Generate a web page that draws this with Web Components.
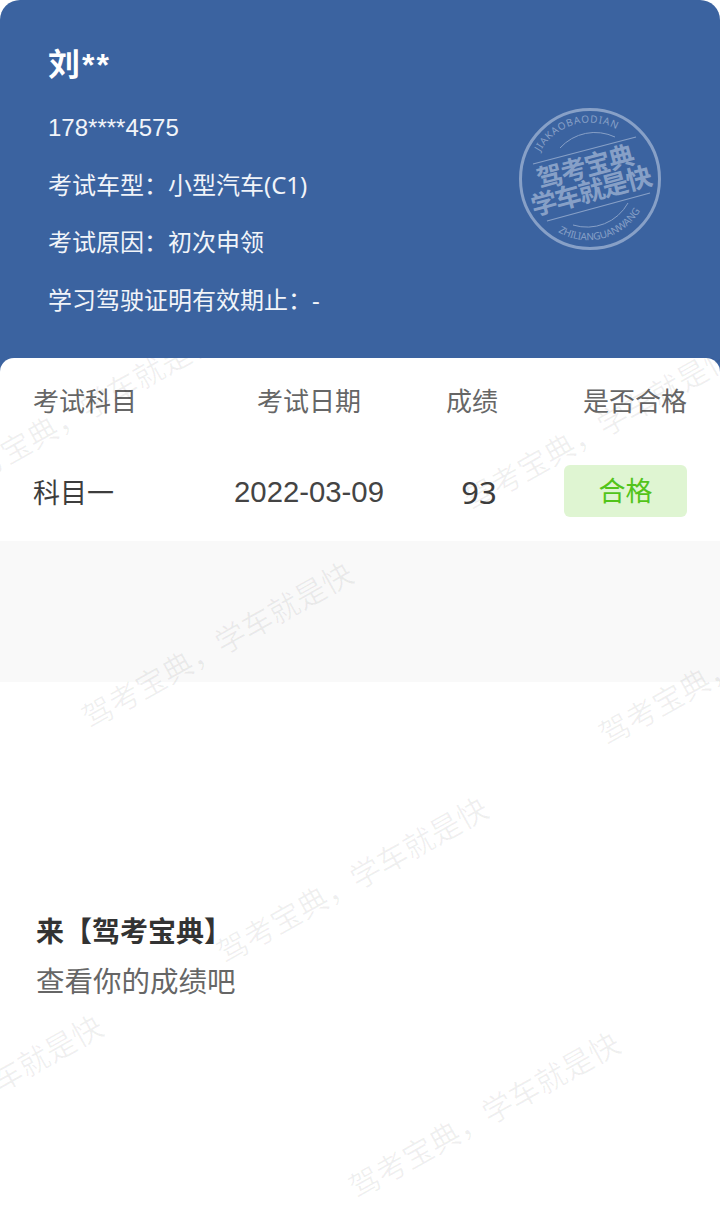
<!DOCTYPE html>
<html lang="zh">
<head>
<meta charset="utf-8">
<title>成绩单</title>
<style>
  html, body { margin: 0; padding: 0; background: #fff; }
  body { font-family: "Noto Sans", "Noto Sans CJK SC", sans-serif; }
</style>
</head>
<body>
<score-page>
  <driver-header slot="header">
    <span slot="name">刘**</span>
    <span slot="phone">178****4575</span>
    <span>考试车型：小型汽车(C1)</span>
    <span>考试原因：初次申领</span>
    <span>学习驾驶证明有效期止：-</span>
  </driver-header>
  <score-table>
    <score-row subject="科目一" date="2022-03-09" score="93" result="合格"></score-row>
  </score-table>
  <promo-note title-text="来【驾考宝典】" sub-text="查看你的成绩吧"></promo-note>
</score-page>

<script>
class DriverStamp extends HTMLElement {
  constructor() {
    super();
    this.attachShadow({mode: "open"}).innerHTML = `
      <style>
        :host { display: block; width: 180px; height: 180px; }
        svg { display: block; }
        text { fill: #87a0c7; font-family: "Noto Sans CJK SC", sans-serif; }
        .en { font-family: "Noto Sans", sans-serif; font-size: 10px; }
        .cn { font-size: 26px; font-weight: 700; }
      </style>
      <svg width="180" height="180" viewBox="0 0 180 180" fill="none" stroke="#87a0c7">
        <circle cx="90" cy="89" r="69.5" stroke-width="3"/>
        <path d="M60 58A47 47 0 0 1 115 47" stroke-width="1"/>
        <path d="M73 135A47 47 0 0 0 128 113" stroke-width="1"/>
        <path d="M33 74L136 47" stroke-width="1.2"/>
        <path d="M47 131L150 103" stroke-width="1.2"/>
        <defs>
          <path id="arc-top" d="M40 62A57 57 0 0 1 118 40"/>
          <path id="arc-bottom" d="M58 142A60 60 0 0 0 142 117"/>
        </defs>
        <text class="en" stroke="none" textLength="88"><textPath href="#arc-top">JIAKAOBAODIAN</textPath></text>
        <text class="en" stroke="none" textLength="94"><textPath href="#arc-bottom">ZHILIANGUANWANG</textPath></text>
        <text class="cn" stroke="none" x="88" y="86" text-anchor="middle" textLength="100" transform="rotate(-15 88 86)">驾考宝典</text>
        <text class="cn" stroke="none" x="94" y="110" text-anchor="middle" textLength="124" transform="rotate(-15 94 110)">学车就是快</text>
      </svg>`;
  }
}
customElements.define("driver-stamp", DriverStamp);

class DriverHeader extends HTMLElement {
  constructor() {
    super();
    this.attachShadow({mode: "open"}).innerHTML = `
      <style>
        :host {
          display: block;
          position: relative;
          z-index: 2;
          height: 378px;
          box-sizing: border-box;
          padding: 37px 0 0 48px;
          background: #3b63a0;
          border-radius: 20px 20px 0 0;
          color: #fff;
          font-size: 24px;
        }
        .name {
          font-family: "Liberation Sans", "Noto Sans CJK SC", sans-serif;
          font-size: 32px;
          line-height: 56px;
          font-weight: 700;
          letter-spacing: 2px;
        }
        .lines { display: flex; flex-direction: column; margin-top: 5px; color: #f1f4f9; }
        .lines ::slotted(*), .phone { line-height: 57.5px; height: 57.5px; }
        .phone { font-family: "Liberation Sans", sans-serif; padding-top: 1px; height: 56.5px; }
        driver-stamp { position: absolute; top: 90px; left: 500px; }
      </style>
      <div class="name"><slot name="name"></slot></div>
      <div class="lines">
        <div class="phone"><slot name="phone"></slot></div>
        <slot></slot>
      </div>
      <driver-stamp></driver-stamp>`;
  }
}
customElements.define("driver-header", DriverHeader);

class ScoreTable extends HTMLElement {
  constructor() {
    super();
    this.attachShadow({mode: "open"}).innerHTML = `
      <style>
        :host {
          display: block;
          position: relative;
          z-index: 3;
          margin-top: -20px;
          background: #fff;
          border-radius: 14px 14px 0 0;
          padding: 0 33px;
          height: 183px;
          box-sizing: border-box;
        }
        .head {
          display: grid;
          grid-template-columns: 164px 224px 102px 1fr;
          align-items: center;
          height: 84px;
          color: #666;
          font-size: 26px;
        }
        .c { text-align: center; }
        .r { text-align: right; }
      </style>
      <div class="head">
        <div>考试科目</div><div class="c">考试日期</div><div class="c">成绩</div><div class="r">是否合格</div>
      </div>
      <slot></slot>`;
  }
}
customElements.define("score-table", ScoreTable);

class ScoreRow extends HTMLElement {
  connectedCallback() {
    if (this.shadowRoot) return;
    this.attachShadow({mode: "open"}).innerHTML = `
      <style>
        :host {
          display: grid;
          grid-template-columns: 164px 224px 102px 1fr;
          align-items: center;
          height: 52px;
          margin-top: 23px;
          color: #3d3d3d;
          font-size: 27px;
        }
        .c { text-align: center; }
        .date { font-family: "Liberation Sans", sans-serif; font-size: 29.3px; padding-top: 2px; color: #444; }
        .score { font-size: 31px; padding: 2px 0 0 14px; }
        .tag {
          justify-self: end;
          width: 123px;
          height: 52px;
          line-height: 52px;
          text-align: center;
          background: #dff5d2;
          color: #52c41a;
          border-radius: 6px;
        }
      </style>
      <div>${this.getAttribute("subject")}</div>
      <div class="c date">${this.getAttribute("date")}</div>
      <div class="c score">${this.getAttribute("score")}</div>
      <div class="tag">${this.getAttribute("result")}</div>`;
  }
}
customElements.define("score-row", ScoreRow);

class PromoNote extends HTMLElement {
  connectedCallback() {
    if (this.shadowRoot) return;
    this.attachShadow({mode: "open"}).innerHTML = `
      <style>
        :host {
          display: block;
          margin-top: 141px;
          padding: 224px 36px 0;
          font-size: 28.5px;
          line-height: 50px;
        }
        .t { font-weight: 700; color: #333; font-size: 28px; }
        .s { color: #666; }
      </style>
      <div class="t">${this.getAttribute("title-text")}</div>
      <div class="s">${this.getAttribute("sub-text")}</div>`;
  }
}
customElements.define("promo-note", PromoNote);

// watermark lattice, start point of every text line
const MARKS = [[-41, 502], [476, 519], [94, 737], [611, 754], [229, 972], [-156, 1190], [361, 1207]];

class WaterMark extends HTMLElement {
  constructor() {
    super();
    const items = MARKS.map(p =>
      `<span style="left:${p[0]}px;top:${p[1] - 40}px">驾考宝典，学车就是快</span>`).join("");
    this.attachShadow({mode: "open"}).innerHTML = `
      <style>
        :host {
          display: block;
          position: absolute;
          inset: 0;
          overflow: hidden;
          pointer-events: none;
          z-index: 4;
        }
        .clip { position: absolute; left: 0; right: 0; top: 358px; bottom: 0; overflow: hidden; }
        .in { position: absolute; left: 0; top: -358px; }
        span {
          position: absolute;
          height: 40px;
          line-height: 40px;
          white-space: nowrap;
          font-size: 30.5px;
          color: rgba(0, 0, 0, .06);
          transform-origin: 0 100%;
          transform: rotate(-29.4deg);
        }
      </style>
      <div class="clip"><div class="in">${items}</div></div>`;
  }
}
customElements.define("water-mark", WaterMark);

class ScorePage extends HTMLElement {
  constructor() {
    super();
    this.attachShadow({mode: "open"}).innerHTML = `
      <style>
        :host {
          display: block;
          position: relative;
          height: 1228px;
          overflow: hidden;
          background: #fff;
          font-family: "Noto Sans", "Noto Sans CJK SC", sans-serif;
        }
        .strip { position: absolute; left: 0; right: 0; top: 541px; height: 141px; background: #f9f9f9; }
      </style>
      <slot name="header"></slot>
      <div class="strip"></div>
      <slot></slot>
      <water-mark></water-mark>`;
  }
}
customElements.define("score-page", ScorePage);
</script>
</body>
</html>
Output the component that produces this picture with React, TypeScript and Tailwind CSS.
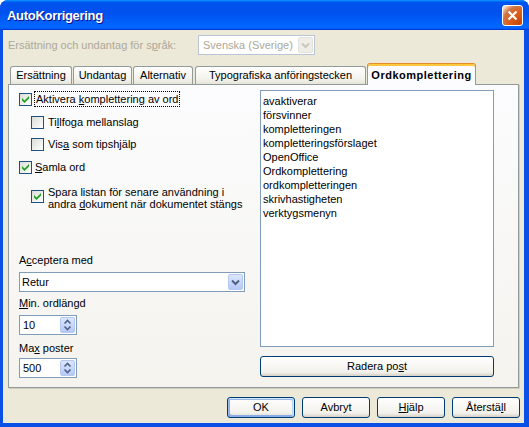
import React from "react";

const U = ({ children }: { children: React.ReactNode }) => (
  <span className="underline decoration-1 underline-offset-[1px]">{children}</span>
);

function Check({ checked }: { checked: boolean }) {
  return (
    <span className="w-[13px] h-[13px] shrink-0 border border-[#1C5180] bg-[linear-gradient(135deg,#DCDCD7,#FFFFFF)] flex items-center justify-center">
      {checked && (
        <svg width="7" height="7" viewBox="0 0 7 7">
          <path d="M0 2 L2.5 4.5 L7 0 L7 2.5 L2.5 7 L0 4.5 Z" fill="#21A121" />
        </svg>
      )}
    </span>
  );
}

function ArrowBtn({ disabled }: { disabled?: boolean }) {
  return (
    <span
      className={
        disabled
          ? "w-[15px] h-[16px] rounded-[2px] border border-[#E3E2DA] bg-[#EEEDE7] flex items-center justify-center"
          : "w-[15px] h-[16px] rounded-[2px] border border-[#B5C8F2] bg-[linear-gradient(180deg,#DCE6FD,#B5C9F7)] flex items-center justify-center"
      }
    >
      <svg width="13" height="14" viewBox="0 0 13 14">
        <path
          d="M3 5.5 L6.5 9 L10 5.5"
          stroke={disabled ? "#C9C7BA" : "#4D6185"}
          strokeWidth="2"
          fill="none"
        />
      </svg>
    </span>
  );
}

function SpinBtn() {
  return (
    <span className="w-[15px] h-[16px] rounded-[2px] border border-[#B5C8F2] bg-[linear-gradient(180deg,#DCE6FD,#B5C9F7)] flex items-center justify-center">
      <svg width="13" height="14" viewBox="0 0 13 14">
        <path d="M3.5 5.5 L6.5 2.5 L9.5 5.5" stroke="#4D6185" strokeWidth="1.6" fill="none" />
        <path d="M3.5 8.5 L6.5 11.5 L9.5 8.5" stroke="#4D6185" strokeWidth="1.6" fill="none" />
      </svg>
    </span>
  );
}

function Spin({ value, className }: { value: string; className: string }) {
  return (
    <div
      className={
        "w-[58px] h-[20px] border border-[#7F9DB9] bg-white flex items-center justify-between pl-[3px] pr-[1px] " +
        className
      }
    >
      <span className="text-[11px] leading-none">{value}</span>
      <SpinBtn />
    </div>
  );
}

function Tab({ w, children }: { w: string; children: React.ReactNode }) {
  return (
    <div
      className={
        "h-[18px] border-t border-l border-r border-[#919B9C] rounded-t-[3px] bg-[linear-gradient(180deg,#FFFFFF,#F3F2EC_70%,#E6E4DA)] flex items-center justify-center text-[11px] leading-none text-black " +
        w
      }
    >
      {children}
    </div>
  );
}

function XPButton({
  children,
  w,
  def,
}: {
  children: React.ReactNode;
  w: string;
  def?: boolean;
}) {
  return (
    <div
      className={
        "h-[21px] rounded-[3px] border border-[#003C74] bg-[linear-gradient(180deg,#FFFFFF,#F2F1EC_80%,#D6D0C5)] flex items-center justify-center text-[11px] leading-none text-black " +
        (def
          ? "shadow-[inset_-1px_1px_#CEE7FF,inset_1px_2px_#98B8EA,inset_-2px_2px_#BCD4F6,inset_1px_-1px_#89ADE4,inset_2px_-2px_#89ADE4] "
          : "") +
        w
      }
    >
      <span>{children}</span>
    </div>
  );
}

const words = [
  "avaktiverar",
  "försvinner",
  "kompletteringen",
  "kompletteringsförslaget",
  "OpenOffice",
  "Ordkomplettering",
  "ordkompletteringen",
  "skrivhastigheten",
  "verktygsmenyn",
];

export default function App() {
  return (
    <div className="w-[529px] h-[427px] bg-[#0A50E6] rounded-t-[8px] overflow-hidden flex flex-col font-['Liberation_Sans',Arial,sans-serif] text-black select-none">
      {/* Title bar */}
      <div className="h-[30px] shrink-0 flex items-center justify-between pl-[7px] pr-[6px] bg-[linear-gradient(180deg,#0997FF,#0053EE_8%,#0050EE_40%,#0066FF_88%,#0066FF_93%,#005BFF_95%,#003DD7_96%,#003DD7)]">
        <span className="text-white font-bold text-[13px] tracking-[-0.3px] leading-none [text-shadow:1px_1px_#0F1089]">
          AutoKorrigering
        </span>
        <span className="w-[21px] h-[21px] rounded-[3px] border border-white bg-[radial-gradient(circle_at_90%_90%,#CC4600_0%,#DC6527_55%,#CD7546_70%,#FFCCB2_90%,#FFFFFF_100%)] flex items-center justify-center">
          <svg width="13" height="13" viewBox="0 0 13 13">
            <path d="M2.5 2.5 L10.5 10.5 M10.5 2.5 L2.5 10.5" stroke="white" strokeWidth="2.2" />
          </svg>
        </span>
      </div>

      {/* Body */}
      <div className="flex-1 ml-[3px] mr-[5px] mb-[4px] bg-[#ECE9D8] flex flex-col">
        {/* language row */}
        <div className="mt-[5px] h-[20px] pl-[5px] flex items-center">
          <span className="w-[190px] text-[11px] leading-none text-[#ACA899]">
            Ersättning och undantag för s<U>p</U>råk:
          </span>
          <div className="w-[117px] h-[20px] border border-[#B9C5D7] bg-white flex items-center justify-between pl-[4px] pr-[1px]">
            <span className="text-[11px] leading-none text-[#ACA899]">Svenska (Sverige)</span>
            <ArrowBtn disabled />
          </div>
        </div>

        {/* tabs */}
        <div className="mt-[8px] h-[21px] ml-[5px] pl-[2px] flex items-end">
          <Tab w="w-[62px]">Ersättning</Tab>
          <Tab w="w-[59px] ml-[1px]">Undantag</Tab>
          <Tab w="w-[60px] ml-[1px]">Alternativ</Tab>
          <Tab w="w-[171px] ml-[2px]">Typografiska anföringstecken</Tab>
          <div className="relative z-10 ml-[1px] -mb-[1px] w-[109px] h-[22px] border-t border-l border-r border-[#919B9C] border-t-[#E68B2C] rounded-t-[3px] shadow-[inset_0_2px_0_#FFC73C] bg-[#FCFCFE] flex items-center justify-center pt-[2px] text-[11px] font-bold tracking-[0.5px] leading-none">
            Ordkomplettering
          </div>
        </div>

        {/* panel */}
        <div className="ml-[5px] w-[511px] h-[304px] border border-[#919B9C] shadow-[1px_1px_0_#D0CEBF] bg-[linear-gradient(180deg,#FCFCFE,#F4F3EE)] flex pl-[10px]">
          {/* left column */}
          <div className="w-[226px] flex flex-col pt-[6px] text-[11px]">
            <div className="h-[16px] flex items-center gap-[2px]">
              <Check checked />
              <span className="block h-[16px] px-[1px] border border-dotted border-black leading-[14px]">
                Aktivera <U>k</U>omplettering av ord
              </span>
            </div>
            <div className="mt-[7px] h-[16px] ml-[12px] flex items-center gap-[4px]">
              <Check checked={false} />
              <span className="leading-none">
                Ti<U>l</U>lfoga mellanslag
              </span>
            </div>
            <div className="mt-[6px] h-[16px] ml-[12px] flex items-center gap-[4px]">
              <Check checked={false} />
              <span className="leading-none">
                Vis<U>a</U> som tipshjälp
              </span>
            </div>
            <div className="mt-[7px] h-[16px] flex items-center gap-[3px]">
              <Check checked />
              <span className="leading-none">
                <U>S</U>amla ord
              </span>
            </div>
            <div className="mt-[11px] ml-[12px] flex items-start gap-[4px]">
              <span className="mt-[4px]">
                <Check checked />
              </span>
              <span className="leading-[12px]">
                Spara listan för senare användning i
                <br />
                andra <U>d</U>okument när dokumentet stängs
              </span>
            </div>

            <div className="mt-[44px] leading-[13px]">
              A<U>c</U>ceptera med
            </div>
            <div className="mt-[5px] h-[20px] border border-[#7F9DB9] bg-white flex items-center justify-between pl-[2px] pr-[1px]">
              <span className="leading-none">Retur</span>
              <ArrowBtn />
            </div>
            <div className="mt-[5px] leading-[13px]">
              <U>M</U>in. ordlängd
            </div>
            <Spin value="10" className="mt-[5px]" />
            <div className="mt-[7px] leading-[13px]">
              Ma<U>x</U> poster
            </div>
            <Spin value="500" className="mt-[3px]" />
          </div>

          {/* right column */}
          <div className="ml-[15px] w-[234px] flex flex-col pt-[5px]">
            <div className="h-[257px] border border-[#7F9DB9] bg-white pt-[3px] pl-[2px] text-[11px] leading-[14px]">
              {words.map((w) => (
                <div key={w}>{w}</div>
              ))}
            </div>
            <div className="mt-[9px]">
              <XPButton w="w-[234px]">
                Radera po<U>s</U>t
              </XPButton>
            </div>
          </div>
        </div>

        {/* bottom buttons */}
        <div className="mt-[9px] flex justify-end gap-[7px] pr-[4px]">
          <XPButton w="w-[68px]" def>
            OK
          </XPButton>
          <XPButton w="w-[68px]">Avbryt</XPButton>
          <XPButton w="w-[68px]">
            <U>H</U>jälp
          </XPButton>
          <XPButton w="w-[68px]">
            Återstä<U>l</U>l
          </XPButton>
        </div>
      </div>
    </div>
  );
}
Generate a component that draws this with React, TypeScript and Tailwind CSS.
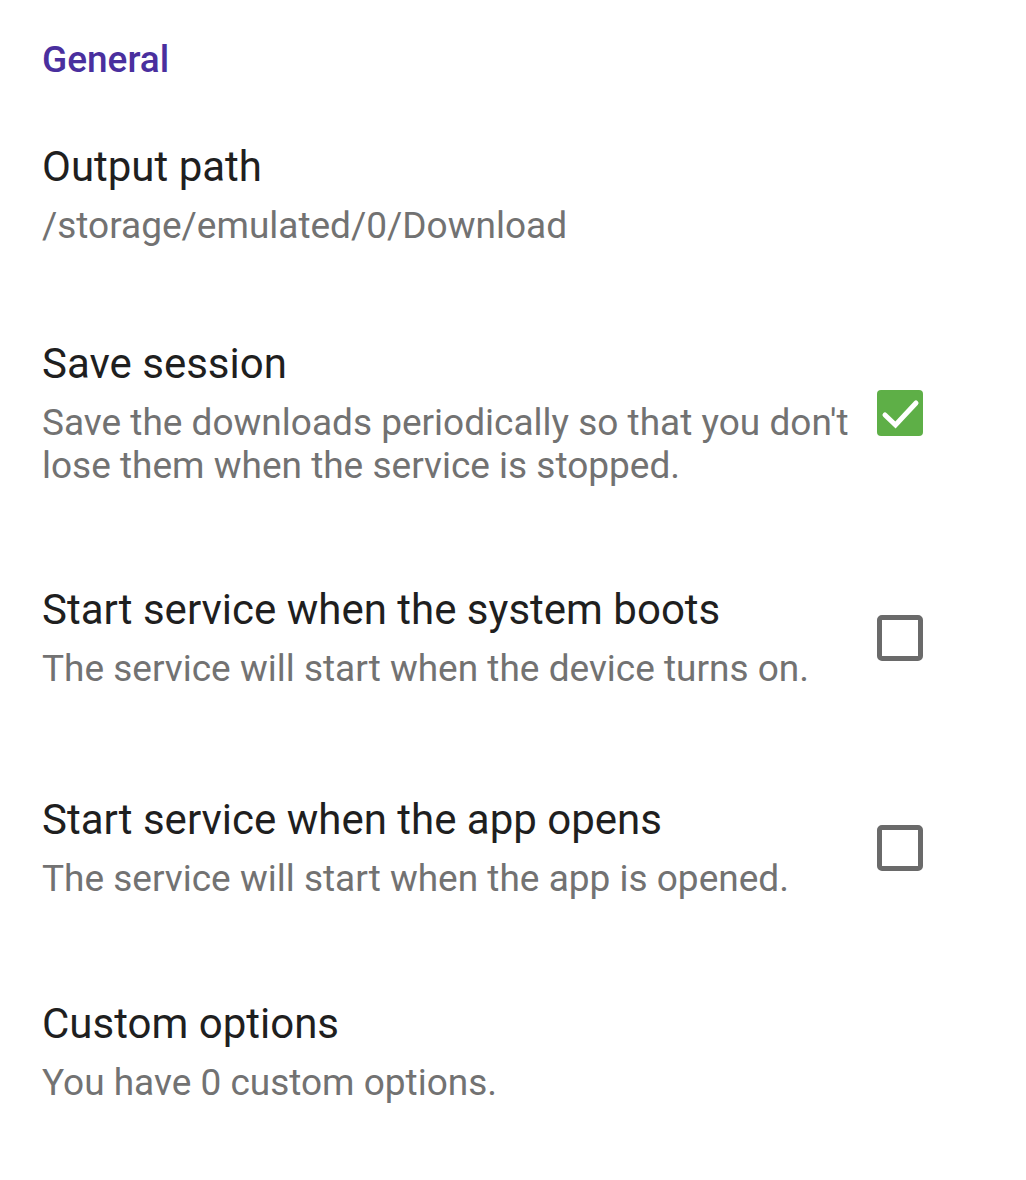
import React from "react";

function CheckBox({ checked }: { checked: boolean }) {
  if (checked) {
    return (
      <div className="w-[46px] h-[46px] rounded-[4px] bg-[#5eaf47]">
        <svg width="46" height="46" viewBox="0 0 46 46" fill="none">
          <path d="M8 25l10.5 10L39 13" stroke="#ffffff" strokeWidth="5" strokeLinecap="round" strokeLinejoin="miter" />
        </svg>
      </div>
    );
  }
  return <div className="w-[46px] h-[46px] rounded-[5px] border-[5px] border-[#6a6a6a] bg-white" />;
}

function Item({
  title,
  summary,
  checkbox,
  className,
}: {
  title: string;
  summary: React.ReactNode;
  checkbox?: boolean;
  className?: string;
}) {
  return (
    <div className={"flex items-center pl-[42px] pr-[103px] " + (className ?? "")}>
      <div className="flex-1 min-w-0">
        <div className="text-[42px] leading-[50px] text-[#1f1f1f]">{title}</div>
        <div className="mt-[12px] text-[37px] leading-[43px] text-[#727272]">{summary}</div>
      </div>
      {checkbox !== undefined && (
        <div className="ml-[18px] shrink-0">
          <CheckBox checked={checkbox} />
        </div>
      )}
    </div>
  );
}

export default function App() {
  return (
    <div
      className="w-[1026px] h-[1180px] bg-white overflow-hidden"
      style={{ fontFamily: "Roboto, 'Noto Sans', sans-serif" }}
    >
      <div className="pt-[38px] pl-[42px] text-[37px] leading-[44px] font-medium text-[#4a2f9e]">General</div>
      <Item className="mt-[60px]" title="Output path" summary="/storage/emulated/0/Download" />
      <Item
        className="mt-[92px]"
        title="Save session"
        summary="Save the downloads periodically so that you don't lose them when the service is stopped."
        checkbox={true}
      />
      <Item
        className="mt-[98px]"
        title="Start service when the system boots"
        summary="The service will start when the device turns on."
        checkbox={false}
      />
      <Item
        className="mt-[105px]"
        title="Start service when the app opens"
        summary="The service will start when the app is opened."
        checkbox={false}
      />
      <Item className="mt-[99px]" title="Custom options" summary="You have 0 custom options." />
    </div>
  );
}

____

TASK DESCRIPTION: Restate the data word for word from its first line through the line with "</score-page>", leaving out any picture along the way.

ANSWER TO THE PROBLEM:
Generate a web page that draws this with Web Components.
<!DOCTYPE html>
<html lang="zh">
<head>
<meta charset="utf-8">
<title>成绩单</title>
<style>
  html, body { margin: 0; padding: 0; background: #fff; }
  body { font-family: "Noto Sans", "Noto Sans CJK SC", sans-serif; }
</style>
</head>
<body>
<score-page>
  <driver-header slot="header">
    <span slot="name">刘**</span>
    <span slot="phone">178****4575</span>
    <span>考试车型：小型汽车(C1)</span>
    <span>考试原因：初次申领</span>
    <span>学习驾驶证明有效期止：-</span>
  </driver-header>
  <score-table>
    <score-row subject="科目一" date="2022-03-09" score="93" result="合格"></score-row>
  </score-table>
  <promo-note title-text="来【驾考宝典】" sub-text="查看你的成绩吧"></promo-note>
</score-page>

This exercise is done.